Au Pays basque, la maison occupe une place importante.. Elle est plus qu'un bien. Elle est une mémoire, une histoire. Je pars aujourd'hui à la découverte de la maison d'Ortillopitz, une demeure privée particulièrement bien conservée. Celle-ci date de 1660 et a été construite sur les vestiges d'une maison érigée en 1540....La maison est sise à Sare (Sara en langue basque). Ce village se trouve à seulement onze kilomètres de Saint Jean de Luz, et fait partie de la province du Labourd. Elle possède 32 kilomètres de frontière avec la province de Navarre, endroit où prend forme la chaine pyrénéenne Franco Cantabrique avec les montagnes de la Rhune (Larrun), Ibanteli et Pena Plata (Atxuria). C'est à Sare que se trouve le col pyrénéen le moins élevé, Lizuniaga,à une altitude de 221 mètres seulement. La ville est un lieu de passage fréquenté depuis les temps préhistoriques, servant aux voyageurs à transiter du nord au sud de l'Europe, comme par exemple, les pèlerins de Saint Jacques. C'est au XVII ème siècle que la langue basque parlée en Labourd, et tout particulièrement à Sare, sera retranscrite dans l'oeuvre « Gero » du curé de la paroisse Pedro de Axular. En 1794, le comité de salut public fera arrêter puis déporter tous les habitants du village alors décrété « commune infâme ». Ses habitants seront déportés et internés dans le Lot, le Lot et Garonne, le Gers, les Landes, les Hautes-Pyrénées et le Béarn. La maitresse de maison d'Ortillopitz fit partie des victimes qui succombèrent aux mauvais traitements de cette déportation. Elle décéda à Souston (Landes) le 3 septembre 1794. Aujourd'hui, Sare compte quelques 2300 habitants et vit principalement de l'agriculture et du tourisme.


 

Le pari d'Ortillopitz était de sauver cette demeure édifiée en 1660 qui fut bâtie sur soubassements d'une maison de 1540 dont on retrouva une remarquable structure de chêne et d'épaisses murailles en pierre taillée. Ici, les fermes éparses tournent le dos aux vents pénétrants du golfe de Bizkaia qui soufflent dans la vallée. Elles font face au soleil levant et offrent aux premiers rayons de la journée leur façade à colombages largement ouverte. Le champ de maïs traditionnel (qui tient son origine de la province de Guipuzcoa) encadre onze rangées de ceps de vignes, bordées par des arbres fruitiers. Non loin de là, on aperçoit les pâturages des pottoks et un champ de maraichage bio. Notre guide nous annonce que cette maison offre une superficie de 600 m2 (dont 200 m2 de surface habitable située au premier étage).

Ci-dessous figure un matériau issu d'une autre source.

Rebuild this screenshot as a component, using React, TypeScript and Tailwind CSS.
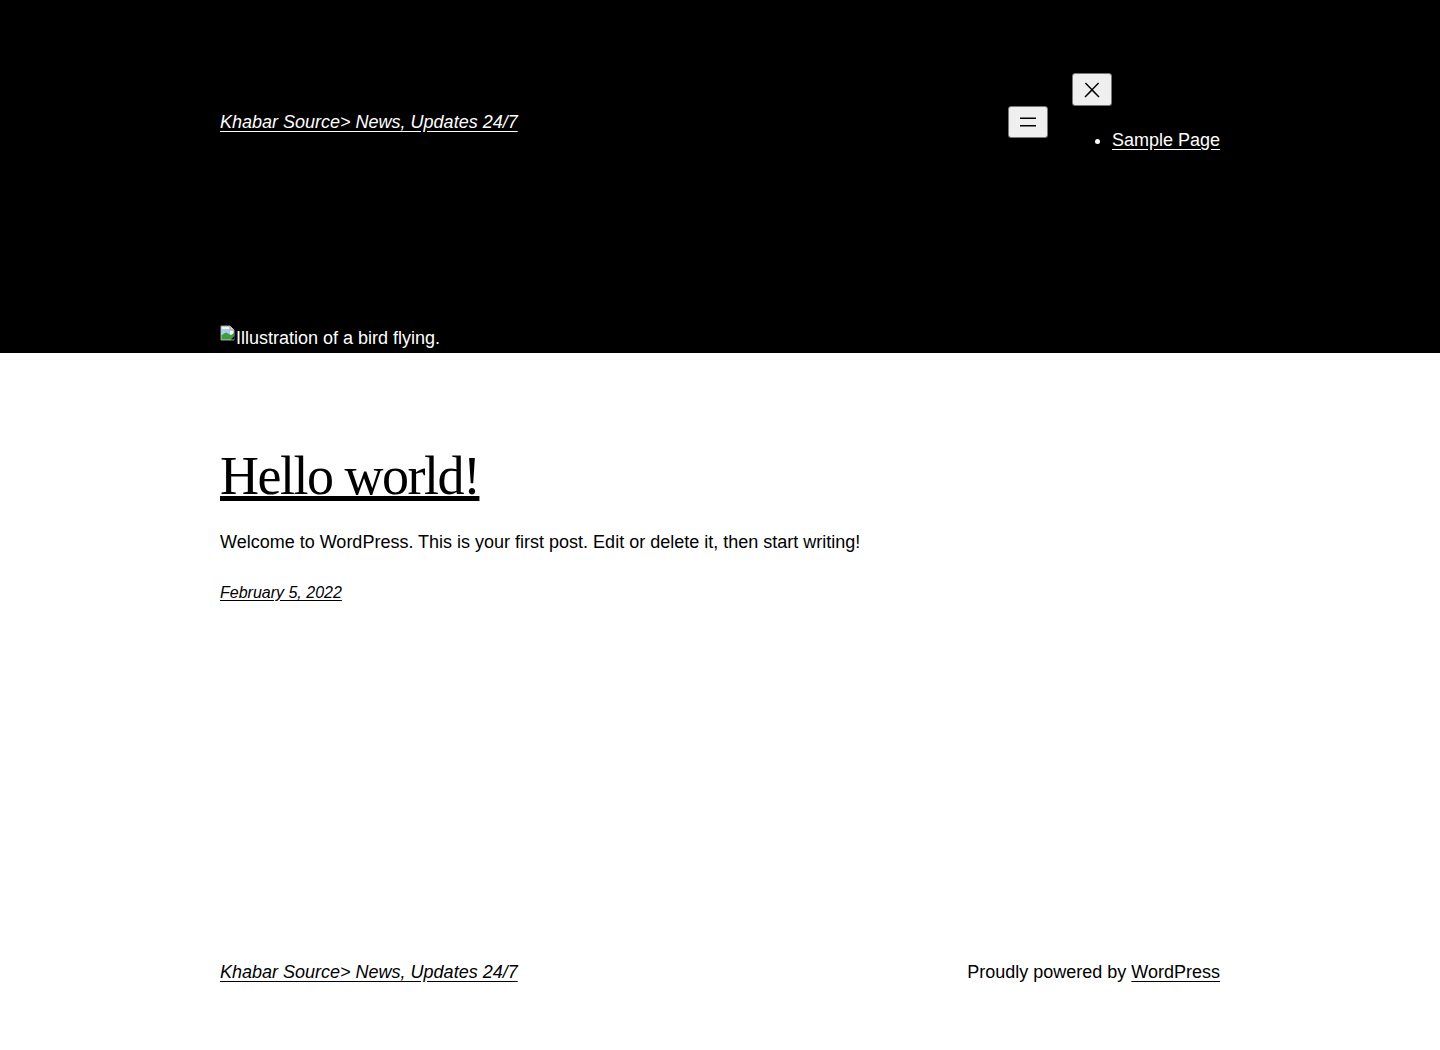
import React from "react";

function BrokenImage() {
  return (
    <svg width="16" height="16" viewBox="0 0 16 16" className="shrink-0">
      <path d="M1 1h9l4 4v10H1z" fill="#f4f4f4" stroke="#9a9a9a" strokeWidth="1" />
      <path d="M10 1v4h4" fill="#dcdcdc" stroke="#9a9a9a" strokeWidth="1" />
      <rect x="1.5" y="4" width="8.5" height="5" fill="#a9cdeb" />
      <path d="M1.5 13.5 L1.5 10 L6 7.5 L11 10 L14 8 V13 L12 14.5 H1.5z" fill="#3f9d3f" />
      <path d="M11 14.5 L14.5 11 V14.5z" fill="#000" />
    </svg>
  );
}

export default function App() {
  const sans = { fontFamily: '"Liberation Sans", Arial, sans-serif' };
  return (
    <div className="min-h-[1050px] bg-white text-black" style={sans}>
      <header className="bg-black text-white h-[353px] px-[220px] pt-[73px]">
        <div className="flex items-center justify-between">
          <a href="#" className="italic text-[18px] leading-[27px] underline underline-offset-[3px]">
            Khabar Source&gt; News, Updates 24/7
          </a>
          <div className="flex items-center gap-[24px]">
            <button className="w-[40px] h-[32px] bg-[#efefef] border border-[#767676] rounded-[3px] flex items-center justify-center">
              <svg width="24" height="24" viewBox="0 0 24 24">
                <path d="M4 7.5h16V9H4z M4 15h16v1.5H4z" fill="#000" />
              </svg>
            </button>
            <div className="w-[148px] flex flex-col items-start">
              <button className="w-[40px] h-[33px] bg-[#efefef] border border-[#767676] rounded-[3px] flex items-center justify-center">
                <svg width="24" height="24" viewBox="0 0 24 24">
                  <path
                    d="M13 11.8l6.1-6.3-1-1-6.1 6.2-6.1-6.2-1 1 6.1 6.3-6.5 6.7 1 1 6.5-6.6 6.5 6.6 1-1z"
                    fill="#000"
                  />
                </svg>
              </button>
              <ul className="list-disc pl-[40px] mt-[21px] mb-[17px] text-[18px] leading-[27px] whitespace-nowrap">
                <li>
                  <a href="#" className="underline underline-offset-[3px]">Sample Page</a>
                </li>
              </ul>
            </div>
          </div>
        </div>
        <div className="mt-[154px] flex items-start h-[28px]">
          <BrokenImage />
          <span className="text-[18px] leading-[27px] text-white">Illustration of a bird flying.</span>
        </div>
      </header>

      <main className="px-[220px] pt-[93px]">
        <h2
          className="text-[54px] leading-[60px] tracking-[-1.5px] font-normal"
          style={{ fontFamily: '"Liberation Serif", "Times New Roman", serif' }}
        >
          <a href="#" className="underline decoration-[5px] underline-offset-[2px]">Hello world!</a>
        </h2>
        <p className="mt-[23px] text-[18px] leading-[27px]">
          Welcome to WordPress. This is your first post. Edit or delete it, then start writing!
        </p>
        <div className="mt-[25px] text-[16px] leading-[24px] italic">
          <a href="#" className="underline underline-offset-[2px]">February 5, 2022</a>
        </div>
      </main>

      <footer className="px-[220px] mt-[354px] pb-[65px] flex items-center justify-between text-[18px] leading-[27px]">
        <a href="#" className="italic underline underline-offset-[3px]">Khabar Source&gt; News, Updates 24/7</a>
        <p>
          Proudly powered by <a href="#" className="underline underline-offset-[3px]">WordPress</a>
        </p>
      </footer>
    </div>
  );
}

L'entrée dans la maison se fait par le « lorio » (en photo ci-dessous), un large vestibule ouvert sous le porche. Caractéristique de la maison labourdine, ce lorio provient de l'agrandissement du surplomb de l'encorbellement qui fournissait autrefois un abri pour dépouiller le maïs. Il fournissait un abri devant l'entrée, espace qui pouvait même parfois servir pour les assemblées de village. Le lorio est souvent surmonté d'un linteau de bois, d'une seule pièce. Une fois franchi le seuil de porte, j'entre dans le passé. La porte s'ouvre sur le chai dédié au cidre, la boisson des Basques. J'apprends à l'occasion que les marins basques embarquaient autrefois avec des tonneaux de ce cidre très efficace pour combattre le scorbut. Mon regard s'arrête sur un escalier à garde-corps usé par le temps que nous empruntons pour nous rendre dans la pièce à vivre, une vaste cuisine (deuxième photo), garnie de meubles patinés datant des XVII ème et XVIII ème siècles : le vaisselier est sobre et rectiligne, fidèle au style basque. Le haut du corps est constitué d'un cadre à fond de bois en retrait. Il est complété par de petites tablettes avec un mince bandeau de bois soutenant les assiettes. La partie basse du meuble comporte trois portes. Le zizailu (ou zuzulu) est quant à lui une invention typiquement locale, un banc avec tablette abattante. Le coffre (Kutxa) était en ce qui le concerne, utilisé pour le linge (dans le cas du coffre de mariage), ou pour le grain ou le pain. Un évier en grès complète la pièce (troisième photo). Une belle et grande cheminée contient sur le côté un four à pain, privilège accordé aux gens riches (tout comme le droit de posséder un pressoir et un moulin). De l'autre côté de la cuisine trône un grand coffre qui recevait le pain cuit (sur sa partie supérieure) et la farine (partie inférieure). Notre visite est passionnante et durera d'ailleurs un peu plus longtemps que l'heure prévue.


 

Cette maison appartenait à un armateur. Une telle maison était un signe de richesse notoire à cette époque. Nous entrons dans le bureau de ce dernier, un bureau qui fait également office de salle de réception (photo ci-dessous). On y trouve une bougie consumée, des livres de compte, et des compas. Jadis, les Basques fréquentaient Terre-Neuve, pour pêcher la baleine et la morue, depuis l'invention de la boussole. Cette pêche si rémunératrice participa longtemps à la prospérité de Saint Jean de Luz. Cette richesse profitera aussi à toute la partie sud de la côte basque et donc à Sare, qui ne se trouve qu'à une dizaine de kilomètres de là. La ville deviendra enfin la base stratégique des corsaires. Le guide nous rappelle qu'à l'époque de l'Ancien Régime, les Labourdins disposaient de nombreux droits et de plusieurs exemptions (de gabelle notamment). Les habitants avaient aussi le droit d'être armé pour défendre leurs biens. Hommes et femmes étaient libres et égaux. Chaque maison disposait d'un droit de vote qui était confié à une personne désignée lors d'une assemblée. Ces assemblées villageoises étaient courantes à l'époque et permettaient de décider collégialement de la gestion courante de la vie quotidienne (coupe de bois, gestion des terres communales, des ressources naturelles...). Seigneurs, membres du Clergé et nobles n'avaient pas le droit de participer à ces réunion.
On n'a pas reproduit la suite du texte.